Lorsque les médicaments de première intention ne résolvent pas le problème, une deuxième vague de traitement médicamenteux est utilisée. Il s’agit de substances de fond telles que la D-pénicillamine, les sels d’or, le méthotrexate, etc. Leur efficacité ne peut se mesurer qu’après 3 à 6 mois de traitement. L’emploi de corticoïdes ne sera nécessaire que si l’aspirine se révèle efficace dans son rôle d’antalgique.

Traitement local

Les médicaments administrables par voie orale peuvent aussi se révéler insuffisants pour contrer la pathologie. Dans ces cas, les corticoïdes seront directement injectés dans l’articulation inflammatoire. En cas de persistance des signes d’inflammation, le médecin peut procéder à deux ou trois infiltrations. Une destruction locale de la synoviale inflammatoire peut aussi devenir nécessaire par l’utilisation d’acide osmique.

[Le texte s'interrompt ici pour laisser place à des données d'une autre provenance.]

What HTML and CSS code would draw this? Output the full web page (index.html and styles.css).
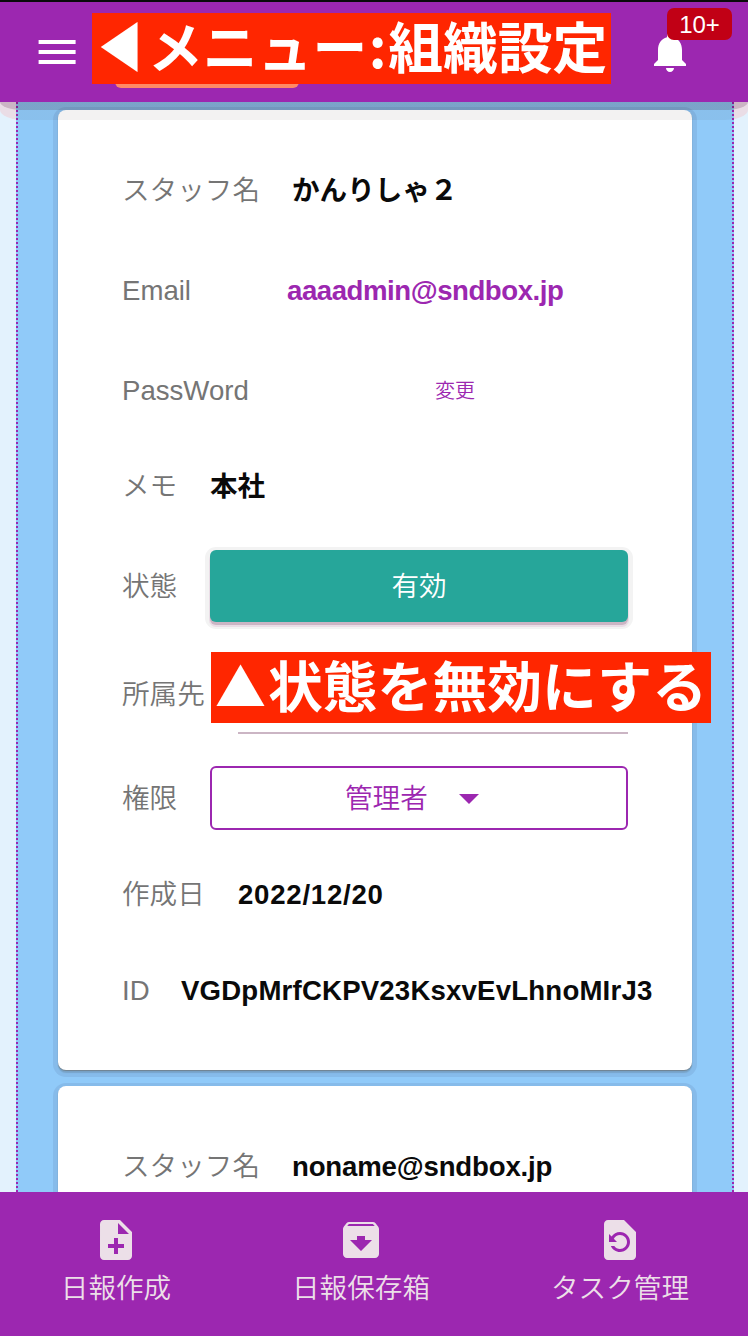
FILE: index.html
```html
<!DOCTYPE html>
<html lang="ja">
<head>
<meta charset="utf-8">
<title>組織設定</title>
<link rel="stylesheet" href="styles.css">
</head>
<body>
<div class="app">
  <header class="header">
    <svg class="icon" viewBox="0 0 24 24"><path d="M2.8 18h18.5v-2H2.8v2zm0-5h18.5v-2H2.8v2zm0-7v2h18.5V6H2.8z"/></svg>
    <div class="bell">
      <svg class="icon" viewBox="0 0 24 24"><path d="M12 22c1.1 0 2-.9 2-2h-4c0 1.1.89 2 2 2zm6-6v-5c0-3.07-1.64-5.64-4.5-6.32V4c0-.83-.67-1.5-1.5-1.5s-1.5.67-1.5 1.5v.68C7.63 5.36 6 7.92 6 11v5l-2 2v1h16v-1l-2-2z"/></svg>
      <span class="badge">10+</span>
    </div>
    <div class="tab-edge"></div>
    <div class="callout callout-menu"><span class="arrow-left">◀</span><span>メニュー</span><span class="colon">:</span><span>組織設定</span></div>
  </header>

  <main class="main">
    <div class="column">
      <section class="card">
        <div class="row h100"><span class="label w170">スタッフ名</span><b class="value jp">かんりしゃ２</b></div>
        <div class="row h102"><span class="label w165 latin">Email</span><b class="value mail">aaaadmin@sndbox.jp</b></div>
        <div class="row h98"><span class="label w313 latin">PassWord</span><span class="change">変更</span></div>
        <div class="row h92"><span class="label w88">メモ</span><b class="value jp">本社</b></div>
        <div class="row h108"><span class="label w88">状態</span><button class="status"><span class="jp">有効</span></button></div>
        <div class="row h108"><span class="label w116">所属先</span><span class="field"></span>
          <div class="callout callout-status"><span class="arrow-up">▲</span><span>状態を無効にする</span></div></div>
        <div class="row h100"><span class="label w88">権限</span><button class="role"><span class="jp">管理者</span><svg class="caret" viewBox="0 0 20 10"><path d="M0 0h20L10 10z"/></svg></button></div>
        <div class="row h92"><span class="label w116">作成日</span><b class="value date">2022/12/20</b></div>
        <div class="row h100"><span class="label w59 latin id">ID</span><b class="value uid">VGDpMrfCKPV23KsxvEvLhnoMIrJ3</b></div>
      </section>
      <section class="card">
        <div class="row h100"><span class="label w170">スタッフ名</span><b class="value mail2">noname@sndbox.jp</b></div>
      </section>
    </div>
  </main>

  <nav class="nav">
    <a class="tab"><svg class="icon" viewBox="0 0 24 24"><path d="M14 2H6c-1.1 0-1.99.9-1.99 2L4 20c0 1.1.89 2 1.99 2H18c1.1 0 2-.9 2-2V8l-6-6zm2 14h-3v3h-2v-3H8v-2h3v-3h2v3h3v2zm-3-7V3.5L18.5 9H13z"/></svg><span>日報作成</span></a>
    <a class="tab"><svg class="icon" viewBox="0 0 24 24"><path d="M20.54 5.23l-1.39-1.68C18.88 3.21 18.47 3 18 3H6c-.47 0-.88.21-1.16.55L3.46 5.23C3.17 5.57 3 6.02 3 6.5V19c0 1.1.9 2 2 2h14c1.1 0 2-.9 2-2V6.5c0-.48-.17-.93-.46-1.27zM12 17.5L6.5 12H10v-2h4v2h3.5L12 17.5zM5.12 5l.81-1h12l.94 1H5.12z"/></svg><span>日報保存箱</span></a>
    <a class="tab tab-last"><svg class="icon" viewBox="0 0 24 24"><path d="M14 2H6c-1.1 0-1.99.9-1.99 2L4 20c0 1.1.89 2 1.99 2H18c1.1 0 2-.9 2-2V8l-6-6zm-2 16c-2.05 0-3.81-1.24-4.58-3h1.71c.63.9 1.68 1.5 2.87 1.5 1.93 0 3.5-1.57 3.5-3.5S13.93 9.5 12 9.5c-1.35 0-2.52.78-3.1 1.9l1.6 1.6h-4V9l1.3 1.3C8.69 8.92 10.23 8 12 8c2.76 0 5 2.24 5 5s-2.24 5-5 5z"/></svg><span>タスク管理</span></a>
  </nav>
</div>
</body>
</html>
```
FILE: styles.css
```css
* { box-sizing: border-box; }
body {
  margin: 0;
  font-family: "Liberation Sans", "Noto Sans CJK JP", sans-serif;
  font-size: 27.6px;
  color: #0a0a0a;
}
button { font: inherit; padding: 0; }
.app {
  display: grid;
  grid-template-rows: 102px 1090px 144px;
  width: 748px;
  height: 1336px;
  overflow: hidden;
}
.icon { display: block; width: 48px; height: 48px; fill: currentColor; }

/* header */
.header {
  position: relative;
  z-index: 2;
  display: flex;
  justify-content: space-between;
  align-items: flex-start;
  padding: 26px 54px 0 33px;
  border-top: 2px solid #0a0a0a;
  background: #9c27b0;
  color: #fff;
}
.bell { position: relative; }
.badge {
  position: absolute;
  left: 21px;
  top: -20px;
  width: 65px;
  height: 32px;
  border-radius: 7px;
  background: #c10015;
  font-size: 24px;
  line-height: 34px;
  text-align: center;
}
.tab-edge {
  position: absolute;
  left: 115px;
  top: 76px;
  width: 184px;
  height: 10px;
  border-radius: 0 0 6px 6px;
  background: #ff8a65;
}
.callout {
  position: absolute;
  z-index: 1;
  display: flex;
  height: 71px;
  background: #ff2600;
  color: #fff;
  font-family: "Noto Sans CJK JP", sans-serif;
  font-size: 54.8px;
  font-weight: 700;
  line-height: 62px;
  white-space: nowrap;
}
.callout-menu { left: 92px; top: 11px; width: 519px; }
.callout-status { left: 89px; top: 12px; width: 500px; padding-left: 2px; }
.arrow-left { width: 56px; padding-left: 6px; font-size: 45px; line-height: 63px; transform: scaleY(1.18); }
.arrow-up { width: 55px; padding-left: 2px; font-size: 51px; line-height: 67px; }
.colon { width: 21px; text-align: center; }

/* content */
.main {
  position: relative;
  padding: 0 14px 0 16px;
  background: #e3f2fd;
  overflow: hidden;
}
.main::before,
.main::after {
  content: "";
  position: absolute;
  z-index: 1;
  left: 0;
  top: 0;
  width: 748px;
}
.main::before {
  height: 8px;
  border-radius: 0 0 24px 24px / 0 0 8px 8px;
  background: linear-gradient(90deg, #cbb5c4 16px, rgba(40, 0, 0, .15) 16px 734px, #cbb5c4 734px);
  z-index: 2;
}
.main::after {
  height: 18px;
  border-radius: 0 0 24px 24px / 0 0 10px 10px;
  background: linear-gradient(90deg, #eadde6 16px, rgba(20, 0, 0, .05) 16px 734px, #eadde6 734px);
}
.column {
  display: flex;
  flex-direction: column;
  gap: 16px;
  height: 1090px;
  padding: 8px 40px 0;
  border: dotted #9c27b0;
  border-width: 0 2px;
  background: #90caf9;
}
.card {
  flex: none;
  padding: 30px 0 30px 64px;
  border-radius: 8px;
  background: #fff;
  box-shadow: 0 1px 1px #71828f, 0 3px 1px #78a5cb, 0 2px 0 5px #86bbea;
}
.row { position: relative; display: flex; align-items: center; white-space: nowrap; }
.h92 { height: 92px; }
.h98 { height: 98px; }
.h100 { height: 100px; }
.h102 { height: 102px; }
.h108 { height: 108px; }
.label {
  flex: none;
  padding-bottom: 4px;
  font-family: "Noto Sans CJK JP", sans-serif;
  font-weight: 350;
  color: #757575;
}
.latin { padding-bottom: 0; font-family: "Liberation Sans", sans-serif; }
.id { padding-top: 2px; }
.jp { display: block; padding-bottom: 4px; }
.w59 { width: 59px; }
.w88 { width: 88px; }
.w116 { width: 116px; }
.w165 { width: 165px; }
.w170 { width: 170px; }
.w313 { width: 313px; }
.mail { color: #9c27b0; letter-spacing: -.45px; }
.mail2 { padding-top: 2px; letter-spacing: -.17px; }
.date { padding-top: 2px; letter-spacing: .75px; }
.uid { padding-top: 2px; letter-spacing: .19px; }
.change { padding-bottom: 4px; color: #9c27b0; font-size: 20px; font-weight: 350; }
.status,
.role { width: 418px; border-radius: 6px; font-weight: 350; }
.status {
  height: 72px;
  border: 0;
  background: #26a69a;
  color: #fff;
  box-shadow: 0 3px 0 #cbb5c4, 0 4px 0 1px #eadde6, 0 2px 0 5px #f3f3f3;
}
.field { width: 390px; height: 80px; border-bottom: 2px solid #cbb5c4; }
.role {
  display: flex;
  align-items: center;
  gap: 31px;
  height: 64px;
  padding-left: 133px;
  border: 2px solid #9c27b0;
  background: #fff;
  color: #9c27b0;
}
.caret { width: 20px; height: 10px; margin-top: 2px; fill: currentColor; }

/* bottom navigation */
.nav {
  z-index: 2;
  display: grid;
  grid-template-columns: 232px 258px 258px;
  background: #9c27b0;
  color: #ecdfe8;
}
.tab {
  display: flex;
  flex-direction: column;
  align-items: center;
  padding-top: 24px;
  font-weight: 350;
}
.tab-last { padding-left: 2px; }
.tab span { line-height: 50px; }
```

Traitements non médicamenteux

Les traitements non médicamenteux regroupent la chirurgie ainsi que la kinésithérapie.

La chirurgie

Diverses opérations entrent dans le cadre du traitement chirurgical de l’ACJ. Elles peuvent être curatives ou palliatives. On distingue :

  • L’arthroscopie
  • La synovectomie
  • Ténotomie
  • Ostéotomies
  • Arthrodèse
  • Arthroplastie

L’arthroscopie

Il s’agit de réaliser plusieurs minuscules incisions afin de visualiser l’intérieur d’articulations inflammatoires avec une minicaméra ; l’objectif final étant de réaliser un lavage articulaire. Celui-ci permettra d’éliminer de nombreux débris intra-auriculaires qui nuisent au traitement local.

La synovectomie

Il s’agit d’une ablation chirurgicale de la synoviale au niveau de l’articulation atteinte. Elle sera accompagnée d’une rééducation postopératoire.

La ténotomie

Cette chirurgie consiste à couper partiellement ou totalement les tendons qui se sont rétractés autour des articulations.

L’ostéotomie

Il s’agit d’une coupe du tibia pour corriger les détaxations des articulations.

L’arthroplastie

Elle consiste à rétablir la mobilité de l’articulation par la création d’un nouvel espace articulaire. On pourra utiliser les prothèses chez l’enfant.

La kinésithérapie

La kinésithérapie permet de limiter les réactions tendineuses, l’ankylose des articulations, les déformations… Il s’agit d’une rééducation des articulations par des techniques de massage, de kinésithérapie active, l’utilisation d’attelles amovibles, l’hydrothérapie, etc. Le patient devra veiller à prendre des positions de sommeil correctes pour le maintien en bon état des articulations. Éviter les oreillers et se coucher sur le ventre peuvent constituer des indications du spécialiste.

Par ailleurs, une psychothérapie peut être incontournable pour rassurer l’enfant et préserver son avenir. En effet, la plupart des malades atteindront l’âge adulte sans invalidité majeure. Il importe donc de les mettre en confiance afin d’éviter des complications psychologiques.